Four years later, NBC broadcast Night Games, a pilot movie for a weekly TV series starring Newman as Petrocelli. Susan Howard replaced Diana Muldaur as Tony's wife/legal secretary. Albert Salmi also joined the cast as Tony's "leg man." The location was shifted to the Southwest, but Tony still drove a truck, lived in a camper with his wife Maggie (renamed from Ruth), and outhustled every other lawyer in the region.

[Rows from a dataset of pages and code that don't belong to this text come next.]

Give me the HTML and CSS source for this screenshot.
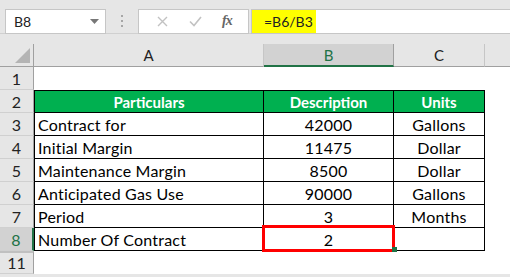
FILE: index.html
```html
<!DOCTYPE html>
<html lang="en">
  <head>
    <meta charset="UTF-8" />
    <meta name="viewport" content="width=device-width, initial-scale=1.0" />
    <title>Number Of Contract</title>
    <link rel="stylesheet" href="styles.css">
  </head>
  <body>
    <div class="formula-bar">
      <div class="name-box">
        <span>B8</span>
        <svg class="caret" width="9" height="5" viewBox="0 0 9 5"><path d="M0 0h9L4.5 5z" fill="#777" /></svg>
      </div>
      <svg class="grip" width="3" height="12" viewBox="0 0 3 12">
        <rect x="0" y="0" width="2" height="2" fill="#a6a6a6" />
        <rect x="0" y="5" width="2" height="2" fill="#a6a6a6" />
        <rect x="0" y="10" width="2" height="2" fill="#a6a6a6" />
      </svg>
      <div class="fx-buttons">
        <svg width="11" height="11" viewBox="0 0 11 11"><path d="M1 1l9 9M10 1l-9 9" stroke="#c2c2c2" stroke-width="1.4" fill="none" /></svg>
        <svg width="13" height="11" viewBox="0 0 13 11"><path d="M1 5.5l4 4L12 1" stroke="#c2c2c2" stroke-width="1.6" fill="none" /></svg>
        <span class="fx">fx</span>
      </div>
      <div class="formula">
        <span class="formula-text">=B6/B3</span>
      </div>
    </div>

    <div class="sheet">
      <div class="corner"><span class="corner-mark"></span></div>
      <div class="col-head">A</div>
      <div class="col-head active">B</div>
      <div class="col-head">C</div>
      <div class="col-head last"></div>

      <div class="row-head">1</div>
      <div class="cell"></div>
      <div class="cell"></div>
      <div class="cell"></div>
      <div class="cell"></div>

      <div class="row-head">2</div>
      <div class="cell boxed title first top">Particulars</div>
      <div class="cell boxed title top">Description</div>
      <div class="cell boxed title top">Units</div>
      <div class="cell"></div>

      <div class="row-head">3</div>
      <div class="cell boxed first">Contract for</div>
      <div class="cell boxed center">42000</div>
      <div class="cell boxed center">Gallons</div>
      <div class="cell"></div>

      <div class="row-head">4</div>
      <div class="cell boxed first">Initial Margin</div>
      <div class="cell boxed center">11475</div>
      <div class="cell boxed center">Dollar</div>
      <div class="cell"></div>

      <div class="row-head">5</div>
      <div class="cell boxed first">Maintenance Margin</div>
      <div class="cell boxed center">8500</div>
      <div class="cell boxed center">Dollar</div>
      <div class="cell"></div>

      <div class="row-head">6</div>
      <div class="cell boxed first">Anticipated Gas Use</div>
      <div class="cell boxed center">90000</div>
      <div class="cell boxed center">Gallons</div>
      <div class="cell"></div>

      <div class="row-head">7</div>
      <div class="cell boxed first">Period</div>
      <div class="cell boxed center">3</div>
      <div class="cell boxed center">Months</div>
      <div class="cell"></div>

      <div class="row-head active">8</div>
      <div class="cell boxed first">Number Of Contract</div>
      <div class="cell boxed center selected">2<span class="highlight"></span><span class="handle"></span></div>
      <div class="cell boxed center"></div>
      <div class="cell"></div>

      <div class="row-head hidden-above">11</div>
      <div class="cell"></div>
      <div class="cell"></div>
      <div class="cell"></div>
      <div class="cell"></div>
    </div>
  </body>
</html>
```

FILE: styles.css
```css
body {
  margin: 0;
  background: #e6e6e6;
  font-family: 'Lato', 'Liberation Sans', sans-serif;
  font-size: 15px;
  color: #000;
  width: 510px;
  height: 277px;
  overflow: hidden;
}

.formula-bar {
  display: flex;
  align-items: center;
  height: 34px;
  padding-top: 9px;
  box-sizing: border-box;
  border-bottom: 1px solid #d0d0d0;
  margin-bottom: 10px;
}

.name-box {
  width: 101px;
  height: 25px;
  margin-left: 5px;
  box-sizing: border-box;
  background: #fff;
  border: 1px solid #c6c6c6;
  display: flex;
  align-items: center;
  justify-content: space-between;
  padding: 0 6px 0 8px;
  font-size: 14px;
  color: #222;
}

.grip {
  margin: 0 14px 0 15px;
}

.fx-buttons {
  width: 111px;
  height: 25px;
  box-sizing: border-box;
  background: #fff;
  border: 1px solid #c6c6c6;
  display: flex;
  align-items: center;
  justify-content: space-around;
  padding: 0 6px 0 8px;
}

.fx {
  font-family: 'Liberation Serif', serif;
  font-style: italic;
  font-weight: bold;
  font-size: 14px;
  color: #666;
  letter-spacing: -1px;
}

.formula {
  flex: 1;
  height: 25px;
  margin-left: 2px;
  box-sizing: border-box;
  background: #fff;
  border: 1px solid #c6c6c6;
  border-right: none;
  display: flex;
  align-items: stretch;
}

.formula-text {
  background: #ffff00;
  width: 64px;
  padding-left: 12px;
  box-sizing: border-box;
  display: flex;
  align-items: center;
  font-size: 14px;
  color: #222;
}

.sheet {
  display: grid;
  grid-template-columns: 34px 230px 130px 91px 1fr;
  grid-auto-rows: 23px;
  background: #fff;
}

.corner,
.col-head,
.row-head {
  background: #e6e6e6;
  box-sizing: border-box;
  display: flex;
  align-items: center;
  justify-content: center;
  color: #222;
}

.corner {
  border-right: 1px solid #a0a0a0;
  border-bottom: 1px solid #a0a0a0;
  position: relative;
}

.corner-mark {
  position: absolute;
  right: 3px;
  bottom: 3px;
  width: 0;
  height: 0;
  border-left: 15px solid transparent;
  border-bottom: 15px solid #b4b4b4;
}

.col-head {
  border-right: 1px solid #c6c6c6;
  border-bottom: 1px solid #a0a0a0;
}

.col-head.active {
  background: #d2d2d2;
  color: #217346;
  border-bottom: 2px solid #217346;
  border-right-color: #a0a0a0;
}

.col-head.last {
  border-right: none;
}

.row-head {
  border-right: 1px solid #a0a0a0;
  border-bottom: 1px solid #d0d0d0;
  font-size: 16px;
}

.row-head.active {
  background: #d2d2d2;
  color: #217346;
  border-right: 2px solid #217346;
}

.row-head.hidden-above {
  border-top: 2px solid #c0c0c0;
  align-items: flex-end;
  padding-bottom: 1px;
}

.cell {
  box-sizing: border-box;
  display: flex;
  align-items: center;
  padding: 0 3px;
  white-space: nowrap;
  font-size: 16px;
  letter-spacing: 0.2px;
  padding-top: 1px;
}

.boxed {
  border-right: 1px solid #000;
  border-bottom: 1px solid #000;
}

.boxed.first {
  border-left: 1px solid #000;
}

.boxed.top {
  border-top: 1px solid #000;
}

.center {
  justify-content: center;
}

.title {
  background: #00b050;
  color: #fff;
  font-weight: bold;
  font-size: 15px;
  letter-spacing: 0;
  justify-content: center;
}

.selected {
  position: relative;
}

.highlight {
  position: absolute;
  top: -3px;
  left: -2px;
  right: -2px;
  bottom: -2px;
  border: 3px solid #ff0000;
}

.handle {
  position: absolute;
  right: -4px;
  bottom: -2px;
  width: 5px;
  height: 5px;
  background: #217346;
}
```
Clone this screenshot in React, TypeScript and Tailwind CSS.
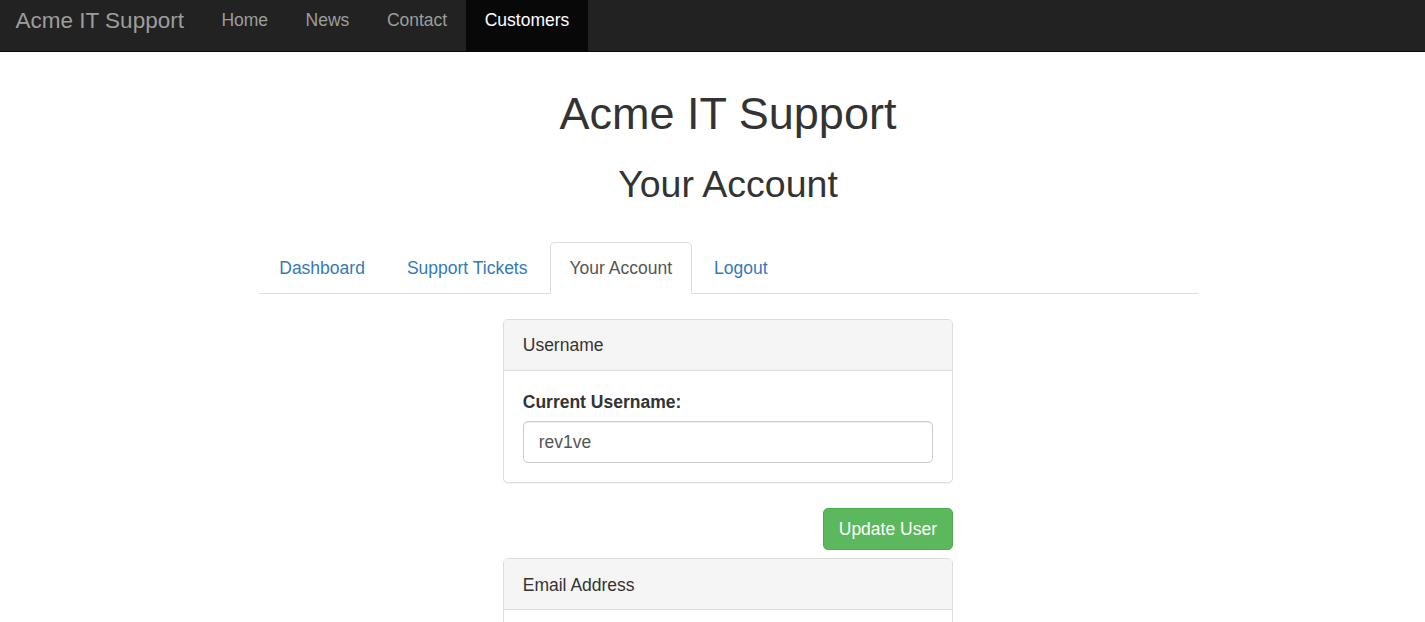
import React from "react";

const font = { fontFamily: '"Liberation Sans", Arial, Helvetica, sans-serif' };

function NavBar() {
  const links = ["Home", "News", "Contact"];
  return (
    <div className="flex h-[52px] border-b border-[#080808] bg-[#222222]">
      <div className="pl-[15.5px] pr-[18.75px] pt-[8px] text-[22.5px] leading-[25px] text-[#9d9d9d]">
        Acme IT Support
      </div>
      <ul className="flex">
        {links.map((l) => (
          <li key={l} className="px-[18.75px] pt-[8px] text-[17.5px] leading-[25px] text-[#9d9d9d]">
            {l}
          </li>
        ))}
        <li className="bg-[#080808] px-[18.75px] pt-[8px] text-[17.5px] leading-[25px] text-white">
          Customers
        </li>
      </ul>
    </div>
  );
}

function Tabs() {
  const tabs = ["Dashboard", "Support Tickets", "Your Account", "Logout"];
  return (
    <ul className="flex border-b border-[#dddddd] pl-[1px]">
      {tabs.map((t) => {
        const active = t === "Your Account";
        return (
          <li key={t} className="mr-[2.5px] -mb-px">
            <div
              className={
                active
                  ? "rounded-t-[5px] border border-[#dddddd] border-b-transparent bg-white px-[18.75px] pt-[13.5px] pb-[11.5px] text-[17.5px] leading-[25px] text-[#555555]"
                  : "rounded-t-[5px] border border-transparent px-[18.75px] pt-[13.5px] pb-[11.5px] text-[17.5px] leading-[25px] text-[#337ab7]"
              }
            >
              {t}
            </div>
          </li>
        );
      })}
    </ul>
  );
}

function PanelHeader({ title }: { title: string }) {
  return (
    <div className="rounded-t-[4px] border-b border-[#dddddd] bg-[#f5f5f5] px-[18.75px] pt-[13.5px] pb-[11.5px] text-[17.5px] leading-[25px] text-[#333333]">
      {title}
    </div>
  );
}

export default function App() {
  return (
    <div className="h-[622px] overflow-hidden bg-white" style={font}>
      <NavBar />
      <div className="pl-[31px]">
        <div className="mx-auto w-[939px]">
          <h1 className="mt-[37px] text-center text-[45px] font-normal leading-[49.5px] text-[#333333]">
            Acme IT Support
          </h1>
          <h2 className="mt-[25px] text-center text-[37.5px] font-normal leading-[41.25px] text-[#333333]">
            Your Account
          </h2>
          <div className="mt-[37px]">
            <Tabs />
          </div>
          <div className="mx-auto mt-[25px] w-[450px]">
            <div className="rounded-[5px] border border-[#dddddd] bg-white shadow-[0_1px_1px_rgba(0,0,0,0.05)]">
              <PanelHeader title="Username" />
              <div className="p-[18.75px]">
                <div className="mb-[6.25px] text-[17.5px] font-bold leading-[25px] text-[#333333]">
                  Current Username:
                </div>
                <div className="h-[42.5px] rounded-[5px] border border-[#cccccc] px-[15px] pt-[8.5px] pb-[6.5px] text-[17.5px] leading-[25px] text-[#555555] shadow-[inset_0_1px_1px_rgba(0,0,0,0.075)]">
                  rev1ve
                </div>
              </div>
            </div>
            <div className="mt-[25px] flex justify-end">
              <button className="rounded-[5px] border border-[#4cae4c] bg-[#5cb85c] px-[15px] py-[7.5px] text-[17.5px] leading-[25px] text-white">
                Update User
              </button>
            </div>
            <div className="mt-[8px] rounded-[5px] border border-[#dddddd] bg-white">
              <PanelHeader title="Email Address" />
              <div className="h-[120px]" />
            </div>
          </div>
        </div>
      </div>
    </div>
  );
}
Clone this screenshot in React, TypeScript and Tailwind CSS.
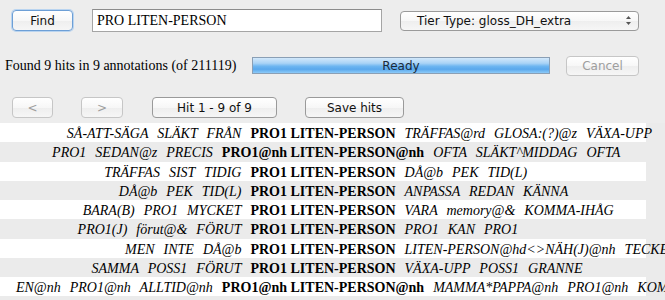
import React from "react";

const ui = "font-['DejaVu_Sans','Liberation_Sans',sans-serif] text-[12px]";
const serif = "font-['Liberation_Serif','Times_New_Roman',serif]";

const hits = [
  ["SÅ-ATT-SÄGA  SLÄKT  FRÅN", "PRO1 LITEN-PERSON", "TRÄFFAS@rd  GLOSA:(?)@z  VÄXA-UPP"],
  ["PRO1  SEDAN@z  PRECIS", "PRO1@nh LITEN-PERSON@nh", "OFTA  SLÄKT^MIDDAG  OFTA"],
  ["TRÄFFAS  SIST  TIDIG", "PRO1 LITEN-PERSON", "DÅ@b  PEK  TID(L)"],
  ["DÅ@b  PEK  TID(L)", "PRO1 LITEN-PERSON", "ANPASSA  REDAN  KÄNNA"],
  ["BARA(B)  PRO1  MYCKET", "PRO1 LITEN-PERSON", "VARA  memory@&  KOMMA-IHÅG"],
  ["PRO1(J)  förut@&  FÖRUT", "PRO1 LITEN-PERSON", "PRO1  KAN  PRO1"],
  ["MEN  INTE  DÅ@b", "PRO1 LITEN-PERSON", "LITEN-PERSON@hd<>NÄH(J)@nh  TECKEN"],
  ["SAMMA  POSS1  FÖRUT", "PRO1 LITEN-PERSON", "VÄXA-UPP  POSS1  GRANNE"],
  ["EN@nh  PRO1@nh  ALLTID@nh", "PRO1@nh LITEN-PERSON@nh", "MAMMA*PAPPA@nh  PRO1@nh  KOMMA"],
];

function AquaButton({
  label,
  className,
  disabled,
  primary,
}: {
  label: string;
  className: string;
  disabled?: boolean;
  primary?: boolean;
}) {
  return (
    <div
      className={`${className} ${ui} flex items-center justify-center rounded-[4px] border ${
        primary
          ? "border-[#6d9fd6] shadow-[0_0_0_1px_#b9d4f0]"
          : disabled
          ? "border-[#c6c6c6]"
          : "border-[#9a9a9a]"
      } bg-[linear-gradient(to_bottom,#ffffff_0%,#f7f7f7_50%,#eeeeee_51%,#f6f6f6_100%)] ${
        disabled ? "text-[#9e9e9e]" : "text-[#111]"
      }`}
    >
      {label}
    </div>
  );
}

export default function App() {
  return (
    <div className="flex h-[300px] w-[665px] flex-col overflow-hidden bg-[#ededed]">
      <div className="flex items-center pl-[12px] pt-[9px]">
        <AquaButton label="Find" primary className="h-[21px] w-[61px]" />
        <div
          className={`ml-[19px] flex h-[23px] w-[290px] items-center border border-[#a5a5a5] border-t-[#8c8c8c] bg-white pl-[4px] text-[14px] text-black ${serif}`}
        >
          PRO LITEN-PERSON
        </div>
        <div
          className={`ml-[18px] flex h-[20px] w-[239px] items-center rounded-[4px] border border-[#9a9a9a] bg-[linear-gradient(to_bottom,#ffffff_0%,#f7f7f7_50%,#eeeeee_51%,#f6f6f6_100%)] pl-[16px] pr-[6px] text-[#111] ${ui}`}
        >
          <span className="grow">Tier Type: gloss_DH_extra</span>
          <svg width="7" height="11" viewBox="0 0 7 11">
            <path d="M3.5 1 L6 4 L1 4 Z" fill="#555" />
            <path d="M3.5 10 L6 7 L1 7 Z" fill="#555" />
          </svg>
        </div>
      </div>

      <div className="mt-[23px] flex items-center pl-[5px]">
        <span className={`w-[247px] text-[14px] text-black ${serif}`}>
          Found 9 hits in 9 annotations (of 211119)
        </span>
        <div
          className={`flex h-[17px] w-[298px] items-center justify-center border border-[#8a9fb5] bg-[linear-gradient(to_bottom,#d2e8fb_0%,#a9d3f6_35%,#6db6f1_55%,#5aa8ec_75%,#8ccaf8_100%)] text-[#1a2a3a] ${ui}`}
        >
          Ready
        </div>
        <AquaButton label="Cancel" disabled className="ml-[16px] h-[20px] w-[73px]" />
      </div>

      <div className="mt-[21px] flex items-center pl-[12px]">
        <AquaButton label="<" disabled className="h-[21px] w-[41px]" />
        <AquaButton label=">" disabled className="ml-[28px] h-[21px] w-[42px]" />
        <AquaButton label="Hit 1 - 9 of 9" className="ml-[29px] h-[21px] w-[125px]" />
        <AquaButton label="Save hits" className="ml-[28px] h-[21px] w-[99px]" />
      </div>

      <div className={`mt-[5px] flex grow flex-col bg-[#ebebeb] text-[14px] text-black ${serif}`}>
        {hits.map((h, i) => (
          <div
            key={i}
            className={`grid h-[19.25px] w-[646px] grid-cols-[minmax(0,1fr)_auto_minmax(0,1fr)] items-center gap-x-[9px] whitespace-pre ${
              i % 2 === 0 ? "bg-white" : "bg-[#ebebeb]"
            }`}
          >
            <span className="text-right italic [word-spacing:1px]">{h[0]}</span>
            <span className="font-bold">{h[1]}</span>
            <span className="italic [word-spacing:1px]">{h[2]}</span>
          </div>
        ))}
      </div>
    </div>
  );
}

The plot finds Petrocelli defending an attractive, wealthy woman (Stefanie Powers) accused of killing her husband. Although the evidence against her is weak, her alibi could be more convincing. She claims to have slept through the night of the murder after taking sleeping pills. With the district attorney (Henry Darrow) pushing for a quick trial, Petrocelli has his work cut out for him. He also receives some unexpected personal news: Maggie is pregnant with their first child.

Barry Newman is well cast as the aggressive lawyer whose expensive three-piece suit (his only one)  and courtroom theatrics clash with his simple lifestyle. While Tony and Maggie try to establish his practice, they live in the camper as he builds their ranch-style home twelve bricks at a time. Both he and Susan Howard would earn Emmy nominations for their performances in the follow-on Petrocelli TV series.

JoAnna Cameron.
The challenge with Night Games is that it tries to pack too much content into its brief 74-minute runnin time. One of the casualties is the strong supporting cast. Actors like Stefanie Powers, Henry Darrow, Ralph Meeker, and Anjanette Comer never get enough time to develop their characters. Even Susan Howard fades into the background as Night Games hurls toward its climax. The lone exception is JoAnna Cameron, best known for her Saturday morning TV series The Secrets of Isis. As a flight attendant who had an affair with the dead man, she projects a calculating coldness behind her innocent girl-next-door demeanor.

Still, Night Games serves as a solid introduction to the Petrocelli TV series, which ran for 44 episodes over two seasons. NBC cancelled it due to low ratings opposite Starsky and Hutch (a top 20 show in the Nielsen ratings in 1975-76). Susan Howard joined Dallas in 1979, where she played Donna Culver Krebbs for eight years. Barry Newman did not return as a regular in a TV series until the short-lived medical drama Nightingales in 1989.